Your task:
Leave out the pictures and retype only the lines from the opening line to the line that holds "<student-window></student-window>", both ends included.

____ Source material

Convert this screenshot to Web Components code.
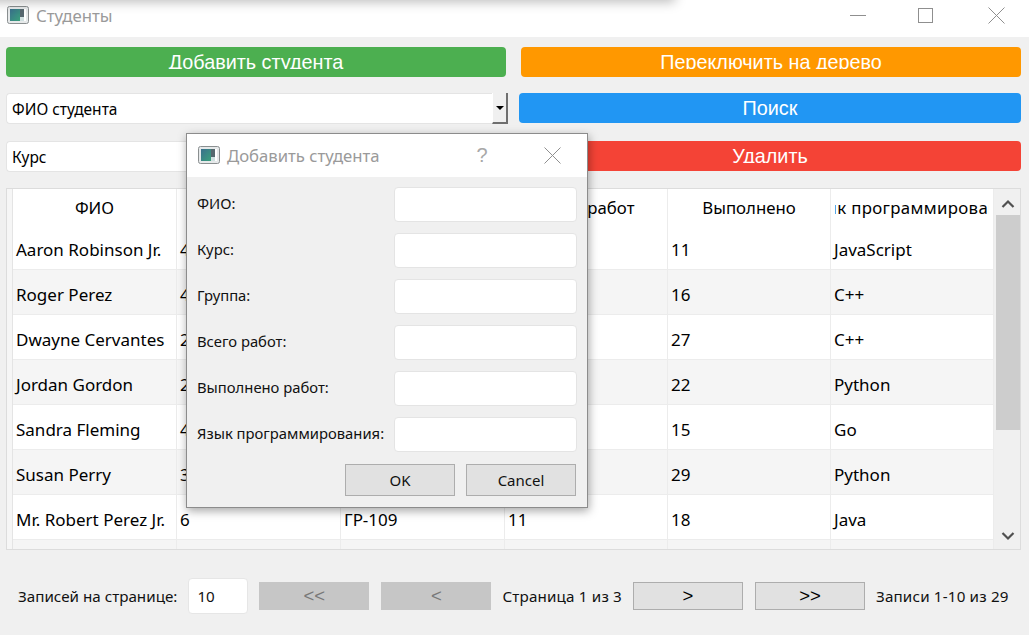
<!DOCTYPE html>
<html lang="ru">
<head>
<meta charset="utf-8">
<title>Студенты</title>
<style>
    html, body { margin: 0; padding: 0; height: 100%; overflow: hidden; }
    body { font-family: "Noto Sans", "Open Sans", sans-serif; background: #f0f0f0; }
</style>
</head>
<body>
<student-window></student-window>

<script>
const ICON = `
    <svg class="app-icon" width="22" height="18" viewBox="0 0 22 18">
        <defs>
            <linearGradient id="g" x1="0" y1="0" x2="1" y2="1">
                <stop offset="0" stop-color="#3a6f8c"/>
                <stop offset="1" stop-color="#3aa07c"/>
            </linearGradient>
        </defs>
        <rect x=".5" y=".5" width="21" height="17" rx="2" fill="#e6e9ea" stroke="#8a8f90"/>
        <rect x="3" y="3" width="10" height="12" fill="url(#g)"/>
        <rect x="13" y="3" width="4" height="8" fill="#56686f"/>
        <rect x="17" y="3" width="2" height="12" fill="#fff"/>
        <rect x="13" y="11" width="4" height="4" fill="#cfe0e0"/>
    </svg>`;

class TitleBar extends HTMLElement {
    constructor() {
        super();
        this.attachShadow({mode: "open"});
    }

    connectedCallback() {
        const dialog = this.hasAttribute("dialog");
        this.shadowRoot.innerHTML = `
            <style>
                :host {
                    display: flex;
                    align-items: center;
                    box-sizing: border-box;
                    background: #fff;
                    color: #9a9a9a;
                    font-size: var(--bar-font, 16.800px);
                    height: var(--bar-height, 37px);
                    padding-left: var(--bar-pad, 7px);
                    padding-bottom: var(--bar-bottom, 7px);
                }
                .app-icon { margin-right: 7px; flex: none; }
                .title { flex: 1; white-space: nowrap; }
                .ctl { display: flex; align-items: center; justify-content: center; flex: none; }
                svg.ctl-icon { stroke: #8f8f8f; fill: none; stroke-width: 1; }
            </style>
            ${ICON}
            <span class="title"><slot></slot></span>
            ${dialog ? `
                <span class="ctl" style="width:14px;margin-right:54px;font-size:20px;color:#a8a8a8;font-family:'Liberation Sans',sans-serif">?</span>
                <span class="ctl" style="width:18px;margin-right:26px"><svg class="ctl-icon" width="17" height="17"><path d="M.5 .5l16 16M16.5 .5l-16 16"/></svg></span>
            ` : `
                <span class="ctl" style="width:16px;margin-right:51px"><svg class="ctl-icon" width="16" height="16"><path d="M0 8.500h16"/></svg></span>
                <span class="ctl" style="width:16px;margin-right:55px"><svg class="ctl-icon" width="15" height="15"><rect x=".5" y=".5" width="14" height="14"/></svg></span>
                <span class="ctl" style="width:17px;margin-right:24px"><svg class="ctl-icon" width="17" height="17"><path d="M.5 .5l16 16M16.5 .5l-16 16"/></svg></span>
            `}
        `;
    }
}

class ActionButton extends HTMLElement {
    constructor() {
        super();
        this.attachShadow({mode: "open"}).innerHTML = `
            <style>
                :host {
                    display: block;
                    height: 30px;
                    border-radius: 4px;
                    background: var(--btn-color, #4caf50);
                    color: #fff;
                    font-family: "Liberation Sans", Arial, sans-serif;
                    font-size: 19.800px;
                    text-align: center;
                }
                /* the label is cut off under the baseline in the original */
                .clip {
                    display: block;
                    height: 22px;
                    line-height: 31px;
                    overflow: hidden;
                    white-space: nowrap;
                }
            </style>
            <span class="clip"><slot></slot></span>
        `;
    }
}

class ComboBox extends HTMLElement {
    constructor() {
        super();
        this.attachShadow({mode: "open"}).innerHTML = `
            <style>
                :host {
                    display: flex;
                    align-items: center;
                    height: 31px;
                    background: #fff;
                    border: 1px solid #e4e4e4;
                    border-right: 0;
                    border-radius: 4px 0 0 4px;
                    box-sizing: border-box;
                    font-size: 15.500px;
                    color: #000;
                    padding-left: 5px;
                }
                .text { flex: 1; }
                .arrow {
                    width: 16px;
                    height: 31px;
                    box-sizing: border-box;
                    background: #f0f0f0;
                    border-right: 2px solid #6f6f6f;
                    border-bottom: 2px solid #6f6f6f;
                    border-left: 1px solid #fff;
                    display: flex;
                    align-items: center;
                    justify-content: center;
                }
                .arrow i {
                    border: 4px solid transparent;
                    border-top: 4px solid #000;
                    border-bottom: 0;
                }
            </style>
            <span class="text"><slot></slot></span>
            <span class="arrow"><i></i></span>
        `;
    }
}

class StudentTable extends HTMLElement {
    constructor() {
        super();
        this.attachShadow({mode: "open"});
    }

    set rows(rows) {
        this._rows = rows;
        this.render();
    }

    render() {
        const heads = ["ФИО", "Курс", "Группа", "Всего работ", "Выполнено", "Язык программирования"];
        this.shadowRoot.innerHTML = `
            <style>
                :host {
                    display: flex;
                    height: 362px;
                    box-sizing: border-box;
                    border: 1px solid #dcdcdc;
                    background: #fff;
                    color: #000;
                    overflow: hidden;
                }
                .vhead { width: 5px; flex: none; background: #f6f6f6; border-right: 1px solid #e4e4e4; }
                .grid { flex: 1; min-width: 0; overflow: hidden; }
                .row { display: grid; grid-template-columns: 164px 164px 164px 163px 163px 163px; height: 45px; box-sizing: border-box; }
                .row.head { height: 39px; }
                .row.first { height: 42px; }
                .row.first .cell { padding-top: 2px; }
                .row.alt { background: #f5f5f5; }
                .cell {
                    display: flex;
                    align-items: center;
                    padding: 4px 0 0 3px;
                    font-size: 17px;
                    white-space: nowrap;
                    overflow: hidden;
                    border-right: 1px solid #ececec;
                    border-bottom: 1px solid #ececec;
                    box-sizing: border-box;
                }
                .head .cell {
                    font-size: 16.800px;
                    padding: 0 4px 2px;
                    border-bottom: 0;
                }
                /* long headings stay centred and get cut on both sides */
                .lbl { flex: 1; min-width: 0; display: flex; justify-content: center; overflow: hidden; }
                .lbl span { flex: none; }
                .head .cell:last-child span { letter-spacing: .35px; }
                .bar {
                    width: 26px;
                    flex: none;
                    background: #f0f0f0;
                    display: flex;
                    flex-direction: column;
                    align-items: center;
                    padding-left: 1px;
                    box-sizing: border-box;
                }
                .bar svg { flex: none; }
                .thumb { width: 24px; height: 215px; background: #cdcdcd; flex: none; }
                .gap { flex: 1; }
            </style>
            <div class="vhead"></div>
            <div class="grid">
                <div class="row head">${heads.map(h => `<div class="cell"><div class="lbl"><span>${h}</span></div></div>`).join("")}</div>
                ${this._rows.map((r, i) => `
                    <div class="row ${i === 0 ? "first" : ""} ${i % 2 ? "alt" : ""}">
                        ${r.map(c => `<div class="cell">${c}</div>`).join("")}
                    </div>`).join("")}
            </div>
            <div class="bar">
                <svg width="14" height="26" viewBox="0 0 14 26"><path d="M1.500 18l5.500-5.500 5.500 5.500" fill="none" stroke="#505050" stroke-width="2.200"/></svg>
                <div class="thumb"></div>
                <div class="gap"></div>
                <svg width="14" height="28" viewBox="0 0 14 28"><path d="M1.500 12l5.500 5.500 5.500-5.500" fill="none" stroke="#505050" stroke-width="2.200"/></svg>
            </div>
        `;
    }
}

class PagerBar extends HTMLElement {
    constructor() {
        super();
        this.attachShadow({mode: "open"}).innerHTML = `
            <style>
                :host {
                    display: flex;
                    align-items: center;
                    gap: 11px;
                    padding-left: 18px;
                    font-size: 15.200px;
                    color: #111;
                    white-space: nowrap;
                }
                .wide { letter-spacing: .17px; }
                .size {
                    width: 60px;
                    height: 36px;
                    box-sizing: border-box;
                    background: #fff;
                    border: 1px solid #e6e6e6;
                    border-radius: 4px;
                    padding-left: 8px;
                    display: flex;
                    align-items: center;
                }
                .nav {
                    width: 110px;
                    height: 28px;
                    box-sizing: border-box;
                    border: 1px solid #adadad;
                    background: #e1e1e1;
                    color: #000;
                    display: flex;
                    align-items: center;
                    justify-content: center;
                    font-family: "Liberation Sans", Arial, sans-serif;
                    font-size: 18.500px;
                }
                .nav.off { background: #c6c6c6; border-color: #c6c6c6; color: #787878; }
            </style>
            <span>Записей на странице:</span>
            <span class="size">10</span>
            <span class="nav off">&lt;&lt;</span>
            <span class="nav off" style="margin-left:1px">&lt;</span>
            <span class="wide">Страница 1 из 3</span>
            <span class="nav">&gt;</span>
            <span class="nav" style="margin-left:1px">&gt;&gt;</span>
            <span class="wide">Записи 1-10 из 29</span>
        `;
    }
}

class FormRow extends HTMLElement {
    constructor() {
        super();
        this.attachShadow({mode: "open"}).innerHTML = `
            <style>
                :host {
                    display: grid;
                    grid-template-columns: 197px 183px;
                    align-items: center;
                    height: 35px;
                    font-size: 14.800px;
                    color: #111;
                }
                .label { padding-bottom: 4px; }
                .field {
                    height: 35px;
                    box-sizing: border-box;
                    background: #fff;
                    border: 1px solid #e4e4e4;
                    border-radius: 4px;
                }
            </style>
            <span class="label"><slot></slot></span>
            <span class="field"></span>
        `;
    }
}

class AddDialog extends HTMLElement {
    constructor() {
        super();
        this.attachShadow({mode: "open"}).innerHTML = `
            <style>
                :host {
                    display: block;
                    position: absolute;
                    left: 186px;
                    top: 133px;
                    width: 402px;
                    height: 375px;
                    box-sizing: border-box;
                    background: #f0f0f0;
                    border: 1px solid #8c8c8c;
                    box-shadow: 1px 3px 9px rgba(0, 0, 0, .35);
                }
                title-bar { --bar-height: 43px; --bar-pad: 11px; --bar-bottom: 1px; --bar-font: 16.700px; }
                .form {
                    display: flex;
                    flex-direction: column;
                    gap: 11px;
                    padding: 10px 10px 0 10px;
                }
                .buttons {
                    display: flex;
                    justify-content: flex-end;
                    gap: 11px;
                    margin-top: 1px;
                    padding-right: 1px;
                }
                .buttons span {
                    width: 110px;
                    height: 32px;
                    box-sizing: border-box;
                    border: 1px solid #adadad;
                    background: #e1e1e1;
                    font-size: 15px;
                    color: #111;
                    display: flex;
                    align-items: center;
                    justify-content: center;
                }
            </style>
            <title-bar dialog>Добавить студента</title-bar>
            <div class="form">
                <form-row>ФИО:</form-row>
                <form-row>Курс:</form-row>
                <form-row>Группа:</form-row>
                <form-row>Всего работ:</form-row>
                <form-row>Выполнено работ:</form-row>
                <form-row>Язык программирования:</form-row>
                <div class="buttons"><span>OK</span><span>Cancel</span></div>
            </div>
        `;
    }
}

class StudentWindow extends HTMLElement {
    constructor() {
        super();
        this.attachShadow({mode: "open"}).innerHTML = `
            <style>
                :host {
                    display: block;
                    position: relative;
                    width: 1029px;
                    height: 635px;
                    overflow: hidden;
                    background: #f0f0f0;
                }
                /* edge of another window's shadow at the very top */
                .other-shadow {
                    position: absolute;
                    left: -20px;
                    top: -16px;
                    width: 695px;
                    height: 16px;
                    box-shadow: 0 2px 12px rgba(0, 0, 0, .27);
                }
                .controls {
                    display: grid;
                    grid-template-columns: 500px 500px;
                    column-gap: 15px;
                    row-gap: 17px;
                    padding: 10px 8px 0 6px;
                }
                .top-row { margin-bottom: -1px; }
                .wide-left { width: 502px; }
                .search { margin-left: -2px; width: 502px; }
                student-table { margin: 16px 8px 0 6px; }
                pager-bar { margin-top: 28px; }
            </style>
            <title-bar>Студенты</title-bar>
            <div class="other-shadow"></div>
            <div class="controls">
                <action-button class="top-row" style="--btn-color:#4caf50">Добавить студента</action-button>
                <action-button class="top-row" style="--btn-color:#ff9800">Переключить на дерево</action-button>
                <combo-box class="wide-left">ФИО студента</combo-box>
                <action-button class="search" style="--btn-color:#2196f3">Поиск</action-button>
                <combo-box class="wide-left">Курс</combo-box>
                <action-button class="search" style="--btn-color:#f44336">Удалить</action-button>
            </div>
            <student-table></student-table>
            <pager-bar></pager-bar>
            <add-dialog></add-dialog>
        `;
    }

    connectedCallback() {
        this.shadowRoot.querySelector("student-table").rows = [
            ["Aaron Robinson Jr.", "4", "", "", "11", "JavaScript"],
            ["Roger Perez", "4", "", "", "16", "C++"],
            ["Dwayne Cervantes", "2", "", "", "27", "C++"],
            ["Jordan Gordon", "2", "", "", "22", "Python"],
            ["Sandra Fleming", "4", "", "", "15", "Go"],
            ["Susan Perry", "3", "", "", "29", "Python"],
            ["Mr. Robert Perez Jr.", "6", "ГР-109", "11", "18", "Java"],
            ["", "", "", "", "", ""],
        ];
    }
}

customElements.define("title-bar", TitleBar);
customElements.define("action-button", ActionButton);
customElements.define("combo-box", ComboBox);
customElements.define("student-table", StudentTable);
customElements.define("pager-bar", PagerBar);
customElements.define("form-row", FormRow);
customElements.define("add-dialog", AddDialog);
customElements.define("student-window", StudentWindow);
</script>
</body>
</html>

________

The output:
Convert this screenshot to Web Components code.
<!DOCTYPE html>
<html lang="ru">
<head>
<meta charset="utf-8">
<title>Студенты</title>
<style>
    html, body { margin: 0; padding: 0; height: 100%; overflow: hidden; }
    body { font-family: "Noto Sans", "Open Sans", sans-serif; background: #f0f0f0; }
</style>
</head>
<body>
<student-window></student-window>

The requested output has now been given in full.